* START *
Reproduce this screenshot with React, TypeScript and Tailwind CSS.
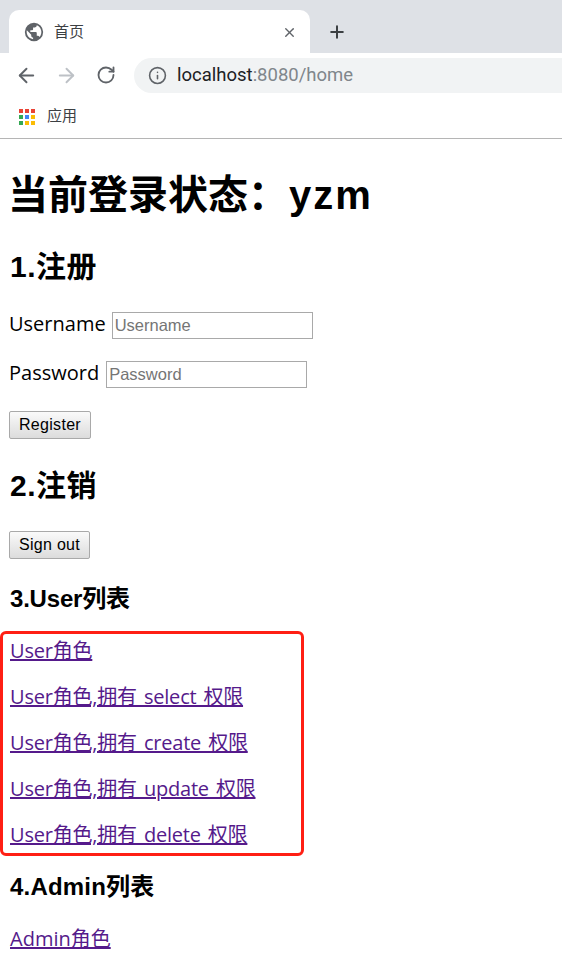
import React from 'react';
import { ArrowLeft, ArrowRight, RotateCw, Info, X, Plus } from 'lucide-react';

const UI_FONT = "font-['Roboto','Noto_Sans_CJK_SC',sans-serif]";
const PAGE_FONT = "font-['Open_Sans','Noto_Sans_CJK_SC',sans-serif]";
const CONTROL_FONT = "font-['Liberation_Sans','Noto_Sans_CJK_SC',sans-serif]";
const HEADING_FONT = "font-['Liberation_Sans','Noto_Sans_CJK_SC',sans-serif]";

/* ── Browser chrome ──────────────────────────────── */

function GlobeIcon() {
  return (
    <svg width="22" height="22" viewBox="0 0 24 24" className="shrink-0">
      <path
        fill="#5f6368"
        d="M12 2a10 10 0 1 0 0 20 10 10 0 0 0 0-20zm-1 17.900A8 8 0 0 1 4.200 10.200L9 15v1c0 1.100.9 2 2 2v1.900zm6.900-2.500A2 2 0 0 0 16 16h-1v-3a1 1 0 0 0-1-1H8v-2h2a1 1 0 0 0 1-1V7h2a2 2 0 0 0 2-2v-.4a8 8 0 0 1 2.900 12.800z"
      />
    </svg>
  );
}

function AppsIcon() {
  const colors = ['#ea4335', '#ea4335', '#ea4335', '#34a853', '#4285f4', '#fbbc04', '#34a853', '#fbbc04', '#fbbc04'];
  return (
    <div className="grid grid-cols-[4px_4px_4px] gap-[2px] w-[16px] h-[16px] shrink-0">
      {colors.map((c, i) => (
        <svg key={i} width="4" height="4" viewBox="0 0 4 4" className="block">
          <rect width="4" height="4" fill={c} />
        </svg>
      ))}
    </div>
  );
}

function BrowserChrome() {
  return (
    <div className={UI_FONT}>
      <div className="h-[53px] bg-[#dee1e6] flex items-end pl-[9px]">
        <div className="w-[301px] h-[43px] bg-white rounded-t-[10px] flex items-center pl-[14px] pr-[13px] pt-[1px]">
          <GlobeIcon />
          <span className="ml-[9px] text-[15px] text-[#3c4043]">首页</span>
          <X size={15} strokeWidth={2.2} className="ml-auto text-[#5f6368]" />
        </div>
        <div className="h-[43px] flex items-center pl-[17px] pt-[1px]">
          <Plus size={20} strokeWidth={2.4} className="text-[#3c4043]" />
        </div>
      </div>
      <div className="h-[44px] flex items-center pl-[15px]">
        <ArrowLeft size={23} strokeWidth={2} className="text-[#5f6368]" />
        <ArrowRight size={23} strokeWidth={2} className="ml-[17px] text-[#bdc1c6]" />
        <RotateCw size={20} strokeWidth={2.2} className="ml-[18px] text-[#5f6368]" />
        <div className="ml-[18px] flex-1 h-[35px] bg-[#f1f3f4] rounded-l-full flex items-center pl-[14px]">
          <Info size={19} strokeWidth={2} className="text-[#5f6368]" />
          <span className="ml-[10px] pt-[2px] text-[18.500px] text-[#202124]">
            localhost<span className="text-[#80868b]">:8080/home</span>
          </span>
        </div>
      </div>
      <div className="h-[42px] flex items-center pl-[19px] pb-[2px] border-b border-[#b5b5b5]">
        <AppsIcon />
        <span className="ml-[12px] text-[15px] text-[#3c4043]">应用</span>
      </div>
    </div>
  );
}

/* ── Page ────────────────────────────────────────── */

function Field({ label, gapClass }: { label: string; gapClass: string }) {
  return (
    <div className="mt-[21px] h-[28px] flex items-center pl-[9px] first:mt-[23px]">
      <span className="pb-[2px] text-[20px] text-black">{label}</span>
      <input
        placeholder={label}
        className={`${gapClass} w-[201px] h-[27px] border border-[#a9a9a9] px-[2px] text-[16.500px] placeholder:text-[#757575] ${CONTROL_FONT}`}
      />
    </div>
  );
}

function PageButton({ label, widthClass }: { label: string; widthClass: string }) {
  return (
    <button className={`h-[28px] ${widthClass} border border-[#a9a9a9] rounded-[2px] bg-gradient-to-b from-[#fafafa] to-[#dcdcdc] text-[16px] tracking-[0.3px] text-black ${CONTROL_FONT}`}>
      {label}
    </button>
  );
}

function RoleLink({ label }: { label: string }) {
  return (
    <a href="#" className="block h-[46px] pl-[7px] text-[20px] leading-[33px] tracking-[-0.2px] [word-spacing:2px] text-[#551a8b]">
      <span className="underline">{label}</span>
    </a>
  );
}

export default function App() {
  return (
    <div className="w-[562px] h-[970px] overflow-hidden bg-white">
      <BrowserChrome />
      <main className={PAGE_FONT}>
        <h1 className={`mt-[30px] pl-[8px] text-[40px] leading-[52px] font-bold text-black ${HEADING_FONT}`}>
          当前登录状态：<span className="pl-[1px] tracking-[2px]">yzm</span>
        </h1>
        <h2 className={`mt-[25px] pl-[10px] text-[30px] leading-[42px] font-bold tracking-[0.5px] text-black ${HEADING_FONT}`}>1.注册</h2>
        <div>
          <Field label="Username" gapClass="ml-[6px]" />
          <Field label="Password" gapClass="ml-[7px]" />
        </div>
        <div className="mt-[23px] pl-[9px]"><PageButton label="Register" widthClass="w-[82px]" /></div>
        <h2 className={`mt-[26px] pl-[10px] text-[30px] leading-[42px] font-bold tracking-[0.5px] text-black ${HEADING_FONT}`}>2.注销</h2>
        <div className="mt-[24px] pl-[9px]"><PageButton label="Sign out" widthClass="w-[81px]" /></div>
        <h3 className={`mt-[24px] pl-[10px] text-[24px] leading-[32px] font-bold tracking-[-0.2px] text-black ${HEADING_FONT}`}>3.User列表</h3>
        <div className="mt-[16px] w-[304px] h-[225px] border-[3px] border-[#ff1f14] rounded-[6px]">
          <RoleLink label="User角色" />
          <RoleLink label="User角色,拥有 select 权限" />
          <RoleLink label="User角色,拥有 create 权限" />
          <RoleLink label="User角色,拥有 update 权限" />
          <RoleLink label="User角色,拥有 delete 权限" />
        </div>
        <h3 className={`mt-[15px] pl-[10px] text-[24px] leading-[32px] font-bold tracking-[0.2px] text-black ${HEADING_FONT}`}>4.Admin列表</h3>
        <a href="#" className="block mt-[19px] pl-[10px] text-[20px] leading-[33px] text-[#551a8b]">
          <span className="underline">Admin角色</span>
        </a>
      </main>
    </div>
  );
}
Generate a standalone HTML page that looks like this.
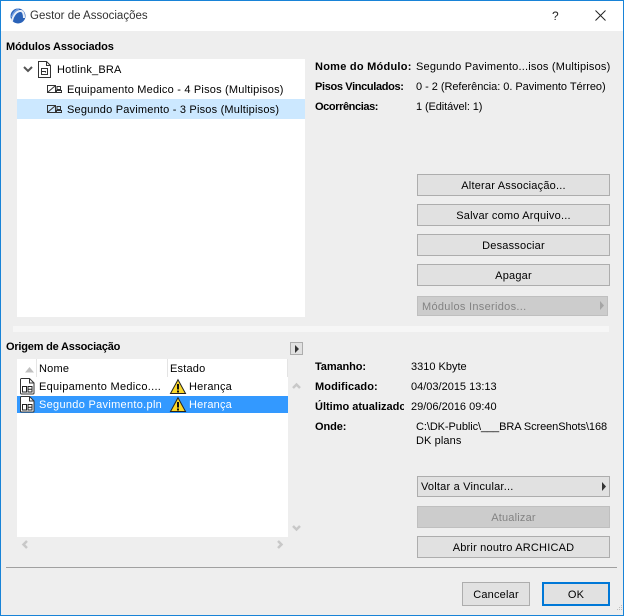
<!DOCTYPE html>
<html><head><meta charset="utf-8"><style>
html,body{margin:0;padding:0;width:624px;height:616px;overflow:hidden;background:#eee}
body{position:relative;font-family:"Liberation Sans",sans-serif;font-size:11px;color:#000}
.a,.t,.b{position:absolute;box-sizing:border-box}
.t{white-space:nowrap;line-height:16px;letter-spacing:.2px}
.h{font-weight:bold;letter-spacing:0}
.b{background:#e1e1e1;border:1px solid #adadad;text-align:center;line-height:22px;white-space:nowrap;letter-spacing:.2px;height:22px;left:417px;width:193px}
.d{background:#ccc;border-color:#bfbfbf;color:#838383}
svg{position:absolute;overflow:visible}
</style></head><body>
<div class="a" style="left:0;top:0;width:624px;height:31px;background:#fff"></div>
<div class="a" style="left:0;top:0;width:624px;height:616px;border:1px solid #1883d7"></div>
<svg style="left:10px;top:8px" width="16" height="16" viewBox="0 0 16 16"><circle cx="8" cy="8" r="7.500" fill="#2a62b8"/><path d="M2 13C3 7 7 2.500 11 3c2 .4 3 3 3 7" fill="none" stroke="#e8eef8" stroke-width="2"/><path d="M1.500 9C3 5 6 1.500 9 1" fill="none" stroke="#6f9be0" stroke-width="1.500"/></svg>
<div class="t" style="left:30px;top:8px;font-size:11.500px;color:#333;letter-spacing:0">Gestor de Associações</div>
<div class="t" style="left:552px;top:8px;font-size:12px;color:#222">?</div>
<svg style="left:595px;top:10px" width="11" height="11"><path d="M.5.500l10 10M10.500.500l-10 10" stroke="#222" fill="none"/></svg>

<div class="t h" style="left:6px;top:39px;letter-spacing:-.1px">Módulos Associados</div>
<div class="a" style="left:17px;top:59px;width:288px;height:258px;background:#fff"></div>
<div class="a" style="left:17px;top:99px;width:288px;height:20px;background:#cce8ff"></div>
<svg style="left:23px;top:66px" width="10" height="7"><path d="M1 1l4 4 4-4" fill="none" stroke="#555" stroke-width="2"/></svg>
<svg style="left:38px;top:61px" width="13" height="17"><path d="M.5.500h8l4 4v12h-12z" fill="#fff" stroke="#333"/><path d="M8.500.500v4h4" fill="none" stroke="#333"/><path d="M3.500 7.500h6v6h-6zM3.500 10.500h4v1" fill="none" stroke="#333"/></svg>
<div class="t" style="left:57px;top:62px">Hotlink_BRA</div>
<svg style="left:47px;top:85px" width="15" height="9"><path d="M.5.500h8v7h-8zM1 7l7-6" fill="none" stroke="#333"/><path d="M10 1.500h3.500v3h-3.500zM9.500 7.500v-2h5v2z" fill="none" stroke="#333"/></svg>
<div class="t" style="left:67px;top:82px">Equipamento Medico - 4 Pisos (Multipisos)</div>
<svg style="left:47px;top:105px" width="15" height="9"><path d="M.5.500h8v7h-8zM1 7l7-6" fill="none" stroke="#333"/><path d="M10 1.500h3.500v3h-3.500zM9.500 7.500v-2h5v2z" fill="none" stroke="#333"/></svg>
<div class="t" style="left:67px;top:102px">Segundo Pavimento - 3 Pisos (Multipisos)</div>

<div class="t h" style="left:315px;top:59px;letter-spacing:.25px">Nome do Módulo:</div>
<div class="t" style="left:416px;top:59px">Segundo Pavimento...isos (Multipisos)</div>
<div class="t h" style="left:315px;top:79px;letter-spacing:-.35px">Pisos Vinculados:</div>
<div class="t" style="left:416px;top:79px;letter-spacing:-.04px">0 - 2 (Referência: 0. Pavimento Térreo)</div>
<div class="t h" style="left:315px;top:99px;letter-spacing:-.4px">Ocorrências:</div>
<div class="t" style="left:416px;top:99px;letter-spacing:-.1px">1 (Editável: 1)</div>

<div class="b" style="top:174px">Alterar Associação...</div>
<div class="b" style="top:204px">Salvar como Arquivo...</div>
<div class="b" style="top:234px">Desassociar</div>
<div class="b" style="top:264px">Apagar</div>
<div class="b d" style="top:296px;width:191px;height:20px;text-align:left;padding-left:4px;line-height:20px;letter-spacing:.3px">Módulos Inseridos...</div>
<svg style="left:600px;top:301px" width="5" height="9"><path d="M0 0l4 4.500-4 4.500z" fill="#a5a5a5"/></svg>
<div class="a" style="left:13px;top:326px;width:596px;height:6px;background:#f6f6f6"></div>

<div class="t h" style="left:6px;top:339px;letter-spacing:-.2px">Origem de Associação</div>
<div class="a" style="left:290px;top:342px;width:13px;height:13px;background:#e1e1e1;border:1px solid #adadad"></div>
<svg style="left:295px;top:345px" width="5" height="8"><path d="M0 0l4 4-4 4z" fill="#333"/></svg>

<div class="a" style="left:17px;top:359px;width:271px;height:178px;background:#fff"></div>
<div class="a" style="left:36px;top:359px;width:1px;height:18px;background:#e4e4e4"></div>
<div class="a" style="left:167px;top:359px;width:1px;height:18px;background:#e4e4e4"></div>
<div class="a" style="left:287px;top:359px;width:1px;height:18px;background:#e4e4e4"></div>
<svg style="left:25px;top:367px" width="10" height="6"><path d="M0 5.500L4.500 0 9 5.500z" fill="#c0c0c0"/></svg>
<div class="t" style="left:39px;top:361px">Nome</div>
<div class="t" style="left:170px;top:361px">Estado</div>
<div class="a" style="left:17px;top:396px;width:271px;height:17px;background:#3399ff"></div>
<svg style="left:20px;top:378px" width="15" height="17"><path d="M1.500.500h8l4.500 4.500v10a1 1 0 0 1-1 1h-11.500a1 1 0 0 1-1-1v-13.500a1 1 0 0 1 1-1z" fill="#fff" stroke="#333"/><path d="M9.500.500v4.500h4.500" fill="none" stroke="#333"/><path d="M2.500 8.500h4v5.500h-4zM8 8.500h4v5.500h-4zM8 11.200h4" fill="none" stroke="#222"/></svg>
<svg style="left:20px;top:396px" width="15" height="17"><path d="M1.500.500h8l4.500 4.500v10a1 1 0 0 1-1 1h-11.500a1 1 0 0 1-1-1v-13.500a1 1 0 0 1 1-1z" fill="#fff" stroke="#333"/><path d="M9.500.500v4.500h4.500" fill="none" stroke="#333"/><path d="M2.500 8.500h4v5.500h-4zM8 8.500h4v5.500h-4zM8 11.200h4" fill="none" stroke="#222"/></svg>
<div class="t" style="left:39px;top:379px;letter-spacing:.3px">Equipamento Medico....</div>
<div class="t" style="left:39px;top:397px;color:#fff;letter-spacing:.3px">Segundo Pavimento.pln</div>
<svg style="left:170px;top:379px" width="16" height="15"><path d="M8 .700L15.500 14.500H.5z" fill="#fbd82a" stroke="#222"/><path d="M8 5v5.500M8 11.500v2" stroke="#111" stroke-width="2"/></svg>
<svg style="left:170px;top:397px" width="16" height="15"><path d="M8 .700L15.500 14.500H.5z" fill="#fbd82a" stroke="#222"/><path d="M8 5v5.500M8 11.500v2" stroke="#111" stroke-width="2"/></svg>
<div class="t" style="left:189px;top:379px">Herança</div>
<div class="t" style="left:189px;top:397px;color:#fff">Herança</div>
<svg style="left:292px;top:383px" width="9" height="6"><path d="M1 5l3.500-3.500L8 5" fill="none" stroke="#c8c8c8" stroke-width="2.500"/></svg>
<svg style="left:292px;top:525px" width="9" height="6"><path d="M1 1l3.500 3.500L8 1" fill="none" stroke="#c8c8c8" stroke-width="2.500"/></svg>
<svg style="left:22px;top:540px" width="6" height="9"><path d="M5 1L1.500 4.500 5 8" fill="none" stroke="#c8c8c8" stroke-width="2.500"/></svg>
<svg style="left:277px;top:540px" width="6" height="9"><path d="M1 1l3.500 3.500L1 8" fill="none" stroke="#c8c8c8" stroke-width="2.500"/></svg>

<div class="t h" style="left:315px;top:359px;letter-spacing:-.1px">Tamanho:</div>
<div class="t" style="left:411px;top:359px;letter-spacing:0">3310 Kbyte</div>
<div class="t h" style="left:315px;top:379px;letter-spacing:.1px">Modificado:</div>
<div class="t" style="left:411px;top:379px;letter-spacing:0">04/03/2015 13:13</div>
<div class="t h" style="left:315px;top:399px;width:89px;overflow:hidden">Último atualizado</div>
<div class="t" style="left:411px;top:399px;letter-spacing:0">29/06/2016 09:40</div>
<div class="t h" style="left:315px;top:419px;letter-spacing:-.1px">Onde:</div>
<div class="t" style="left:416px;top:419px;letter-spacing:-.08px">C:\DK-Public\___BRA ScreenShots\168</div>
<div class="t" style="left:416px;top:433px;letter-spacing:.1px">DK plans</div>

<div class="b" style="top:476px;height:21px;text-align:left;padding-left:3px;line-height:20px">Voltar a Vincular...</div>
<svg style="left:602px;top:482px" width="5" height="9"><path d="M0 0l4 4.500-4 4.500z" fill="#333"/></svg>
<div class="b d" style="top:506px">Atualizar</div>
<div class="b" style="top:536px">Abrir noutro ARCHICAD</div>
<div class="a" style="left:6px;top:567px;width:611px;height:1px;background:#a0a0a0"></div>
<div class="b" style="left:462px;top:582px;width:68px;height:24px;line-height:24px">Cancelar</div>
<div class="b" style="left:542px;top:582px;width:68px;height:24px;line-height:22px;border:2px solid #0078d7">OK</div>
<svg style="left:616px;top:604px" width="7" height="9"><path d="M5 1h1v1h-1zM3 3h1v1h-1zM5 3h1v1h-1zM1 5h1v1h-1zM3 5h1v1h-1zM5 5h1v1h-1z" fill="#bdbdbd"/></svg>
</body></html>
* END *
Take the lines from the first line of the entries through the line with "Info, X, Plus", inclusive, and give them again exactly, minus any pictures.

Reproduce this screenshot with React, TypeScript and Tailwind CSS.
import React from 'react';
import { ArrowLeft, ArrowRight, RotateCw, Info, X, Plus } from 'lucide-react';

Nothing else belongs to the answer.